Railway station in Melbourne, Australia

Tyabb station is a railway station operated by Metro Trains Melbourne on the Stony Point line, part of the Melbourne rail network. It serves the town of Tyabb in Victoria, Australia. Tyabb is a ground level unstaffed station, featuring one side platform. It opened on 10 September 1889, with the current station provided in 1986. It initially closed on 22 June 1981, then reopened on 27 September 1984.

==History==
Tyabb station opened on 10 September 1889, when the railway line from Baxter was extended to Hastings. Like the town itself, the station has an Aboriginal name meaning 'waterholes' or 'mudhole'.

Signals were once provided at the station, however they were abolished in 1947.
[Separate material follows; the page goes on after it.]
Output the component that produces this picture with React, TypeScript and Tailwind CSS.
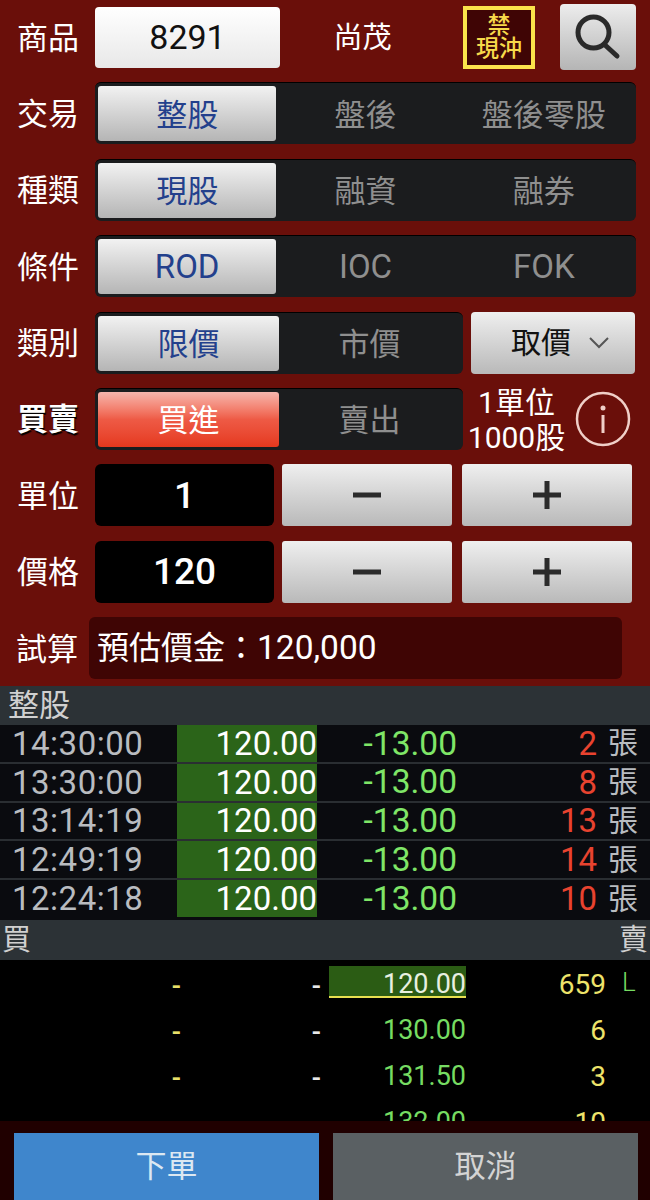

In 1966, flashing light signals were provided at the Mornington–Tyabb Road level crossing, located nearby in the down direction of the station.

On 22 June 1981, the passenger service between Frankston and Stony Point was withdrawn and replaced with a bus service. On 16 September 1984, promotional trips for the reopening of the line began and, on 27 September of that year, the passenger service was reinstated.

Until February 1986, the station consisted of a waiting room, basic toilets and a ticket office. As part of a government rationalisation of public transport, these facilities were no longer deemed necessary, and the buildings were demolished and replaced with the current shelters.

In 2008, boom barriers were provided at the Mornington–Tyabb Road level crossing.

==Platforms and services==
Tyabb has one platform. It is serviced by Metro Trains' Stony Point line services.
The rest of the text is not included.